## Work to complete
Your answer should be a single number: the count of lines that include the word "styles".

## Data segment
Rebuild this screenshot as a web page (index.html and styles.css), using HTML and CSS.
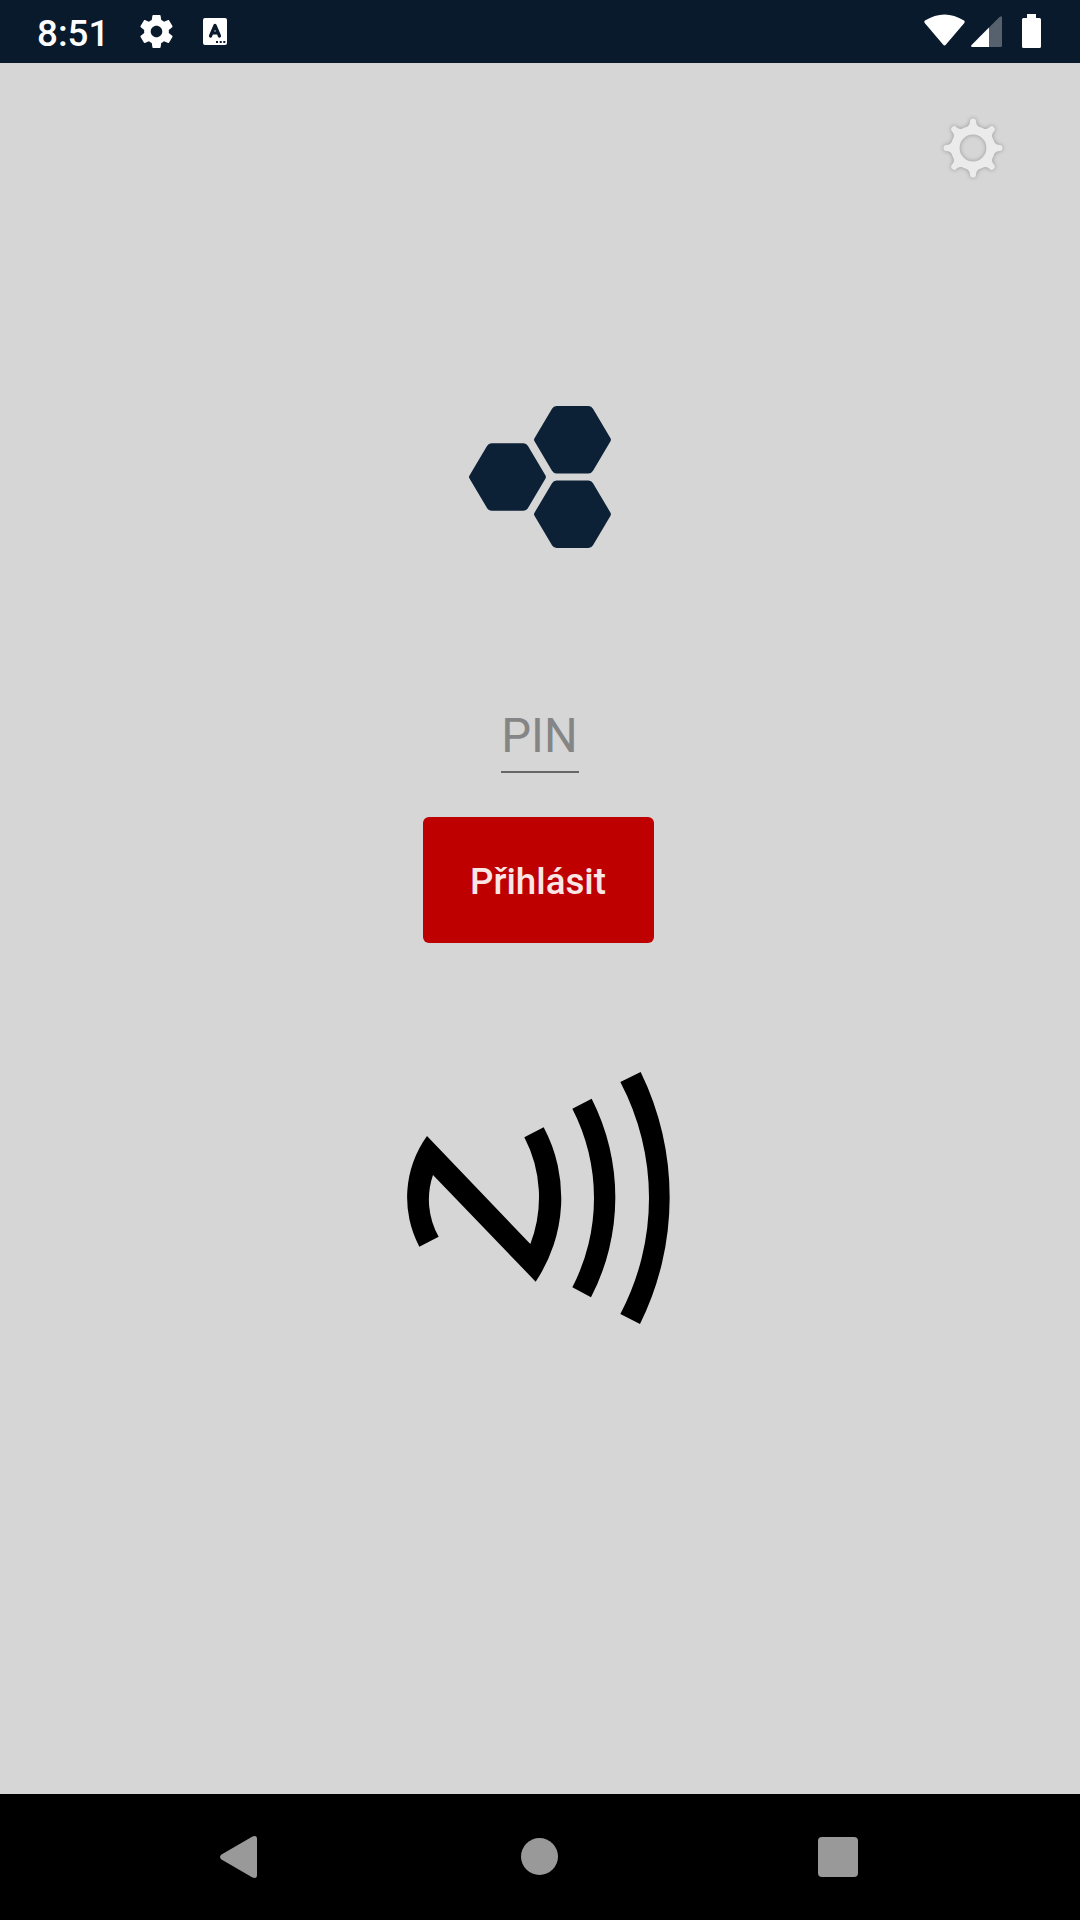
FILE: index.html
```html
<!DOCTYPE html>
<html lang="cs">
<head>
  <meta charset="utf-8">
  <title>Přihlášení</title>
  <link rel="stylesheet" href="styles.css">
</head>
<body>
  <header class="status-bar">
    <div class="status-left">
      <span class="clock">8:51</span>
      <svg class="status-gear" viewBox="2 2 20 20">
        <path fill="#fff" d="M19.43 12.98c.04-.32.07-.64.07-.98s-.03-.66-.07-.98l2.11-1.65c.19-.15.24-.42.12-.64l-2-3.46c-.12-.22-.39-.3-.61-.22l-2.49 1c-.52-.4-1.08-.73-1.69-.98l-.38-2.65C14.46 2.18 14.25 2 14 2h-4c-.25 0-.46.18-.49.42l-.38 2.65c-.61.25-1.17.59-1.69.98l-2.49-1c-.23-.09-.49 0-.61.22l-2 3.46c-.13.22-.07.49.12.64l2.11 1.65c-.04.32-.07.65-.07.98s.03.66.07.98l-2.11 1.65c-.19.15-.24.42-.12.64l2 3.46c.12.22.39.3.61.22l2.49-1c.52.4 1.08.73 1.69.98l.38 2.65c.03.24.24.42.49.42h4c.25 0 .46-.18.49-.42l.38-2.65c.61-.25 1.17-.59 1.69-.98l2.49 1c.23.09.49 0 .61-.22l2-3.46c.12-.22.07-.49-.12-.64l-2.11-1.65zM12 15.5c-1.93 0-3.5-1.57-3.5-3.5s1.57-3.5 3.5-3.5 3.5 1.57 3.5 3.5-1.57 3.5-3.5 3.5z"/>
      </svg>
      <svg class="status-keyboard" viewBox="0 0 24 27">
        <rect width="24" height="27" rx="2" fill="#fff"/>
        <path d="M7.5 18L12 7.5l4.500 10.500M9 15h6" fill="none" stroke="#081a2b" stroke-width="3.2" stroke-linecap="round" stroke-linejoin="round"/>
        <path d="M13 23h2v2h-2zM16.700 23h2v2h-2zM20.300 23h2v2h-2z" fill="#081a2b"/>
      </svg>
    </div>
    <div class="status-right">
      <svg class="wifi" viewBox="0 0 41 32">
        <path d="M1 6.500Q20.500-5.500 40 6.500 41.200 7.500 40.300 9L22 30.500Q20.500 32.500 19 30.500L.7 9Q-.2 7.500 1 6.500z" fill="#fff"/>
      </svg>
      <svg class="signal" viewBox="0 0 31 31">
        <path d="M18 11.500L28.500 1Q31-1 31 2v27.500Q31 31 29.500 31H18z" fill="#56616d"/>
        <path d="M18 11.500V31H1.500Q-1 31 .8 28.700z" fill="#fff"/>
      </svg>
      <svg class="battery" viewBox="0 0 19 34">
        <path d="M5 0h9v4h3.500Q19 4 19 5.500v27q0 1.500-1.500 1.500h-16Q0 34 0 32.500v-27Q0 4 1.500 4H5z" fill="#fff"/>
      </svg>
    </div>
  </header>

  <main class="login">
    <svg class="settings" viewBox="-36 -36 72 72">
      <defs>
        <g id="cog">
          <circle r="17.700" fill="none" stroke-width="8.600"/>
          <g stroke="none">
            <path id="tooth" d="M-8-20Q-3.800-22-3.300-25L-2.800-28Q-2.300-29.500 0-29.500T2.800-28L3.300-25Q3.800-22 8-20z"/>
            <use href="#tooth" transform="rotate(45)"/>
            <use href="#tooth" transform="rotate(90)"/>
            <use href="#tooth" transform="rotate(135)"/>
            <use href="#tooth" transform="rotate(180)"/>
            <use href="#tooth" transform="rotate(225)"/>
            <use href="#tooth" transform="rotate(270)"/>
            <use href="#tooth" transform="rotate(315)"/>
          </g>
        </g>
      </defs>
      <use href="#cog" class="cog"/>
    </svg>

    <svg class="logo" viewBox="0 0 142 142">
      <g fill="#0c2036">
        <path id="hex" d="M.5 72.500Q-.5 71 .5 69.500L18 40Q19.500 37.300 22.500 37.300H54.500Q57.500 37.300 59 40L76.500 69.500Q77.300 71 76.500 72.500L59 102Q57.500 104.700 54.500 104.700H22.500Q19.500 104.700 18 102z"/>
        <use href="#hex" x="65" y="-37.200"/>
        <use href="#hex" x="65" y="37.200"/>
      </g>
    </svg>

    <form class="login-form">
      <input type="text" class="pin" placeholder="PIN">
      <button type="button" class="submit">Přihlásit</button>
    </form>

    <svg class="nfc" viewBox="51 36 789 756">
      <path d="M111 228L421 552A390 390 0 0 0 403 232L461 202A450 450 0 0 1 437 665L129 345A226 226 0 0 0 146 530L88 560A315 315 0 0 1 111 228z"/>
      <path d="M605 116A653 653 0 0 1 603 712L547 682A585 585 0 0 0 547 146z"/>
      <path d="M752 36A856 856 0 0 1 750 792L691 762A747 747 0 0 0 691 66z"/>
    </svg>
  </main>

  <nav class="nav-bar">
    <svg class="nav-back" viewBox="0 0 37 42">
      <path d="M32.500.5Q37-1.200 37 3v36q0 4.200-4.500 2.500L1.500 23.500Q-1.500 21 1.500 18.500z" fill="#999"/>
    </svg>
    <div class="nav-home"></div>
    <div class="nav-recent"></div>
  </nav>
</body>
</html>
```
FILE: styles.css
```css
* {
  box-sizing: border-box;
}

body {
  display: flex;
  flex-direction: column;
  height: 1920px;
  margin: 0;
  background-color: #d6d6d6;
  font-family: Roboto, sans-serif;
}

svg {
  display: block;
}

.status-bar {
  display: flex;
  justify-content: space-between;
  height: 63px;
  padding: 0 39px 0 37px;
  background-color: #081a2b;
}

.status-left,
.status-right {
  display: flex;
  align-items: center;
}

.clock {
  width: 103px;
  color: #fff;
  font-size: 36.75px;
  font-weight: 500;
  line-height: 43px;
  padding-top: 4px;
}

.status-gear {
  width: 33px;
  height: 33px;
}

.status-keyboard {
  width: 24px;
  height: 27px;
  margin-left: 30px;
}

.wifi {
  width: 41px;
  height: 32px;
  margin-bottom: 3px;
}

.signal {
  width: 31px;
  height: 31px;
  margin-left: 6px;
}

.battery {
  width: 19px;
  height: 34px;
  margin: 0 0 1px 20px;
}

.login {
  display: flex;
  flex: 1;
  flex-direction: column;
  align-items: center;
  padding-top: 49px;
}

.settings {
  align-self: flex-end;
  width: 72px;
  height: 72px;
  margin-right: 71px;
}

.cog {
  fill: #ebebeb;
  stroke: #ebebeb;
  filter: drop-shadow(0 0 2px rgba(0, 0, 0, 0.3));
}

.logo {
  width: 142px;
  height: 142px;
  margin-top: 222px;
}

.login-form {
  display: flex;
  flex-direction: column;
  align-items: center;
  margin-top: 152px;
}

.pin {
  width: 78px;
  height: 73px;
  padding: 1px 1px 0 0;
  border: none;
  border-bottom: 2px solid #666;
  background: none;
  font-family: inherit;
  font-size: 47.25px;
  text-align: center;
  outline: none;
}

.pin::placeholder {
  color: #858585;
}

.submit {
  width: 231px;
  height: 126px;
  margin: 44px 3px 0 0;
  padding: 3px 1px 0 0;
  border: none;
  border-radius: 6px;
  background-color: #be0000;
  color: #fbe6e6;
  font-family: inherit;
  font-size: 36.75px;
  font-weight: 500;
}

.nfc {
  width: 263px;
  height: 252px;
  margin: 129px 3px 0 0;
}

.nav-bar {
  display: flex;
  align-items: center;
  height: 126px;
  padding-left: 220px;
  background-color: #000;
}

.nav-back {
  width: 37px;
  height: 42px;
}

.nav-home {
  width: 37px;
  height: 37px;
  margin: 0 0 1px 264px;
  border-radius: 50%;
  background-color: #999;
}

.nav-recent {
  width: 40px;
  height: 40px;
  margin-left: 260px;
  border-radius: 4px;
  background-color: #999;
}
```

## Output
3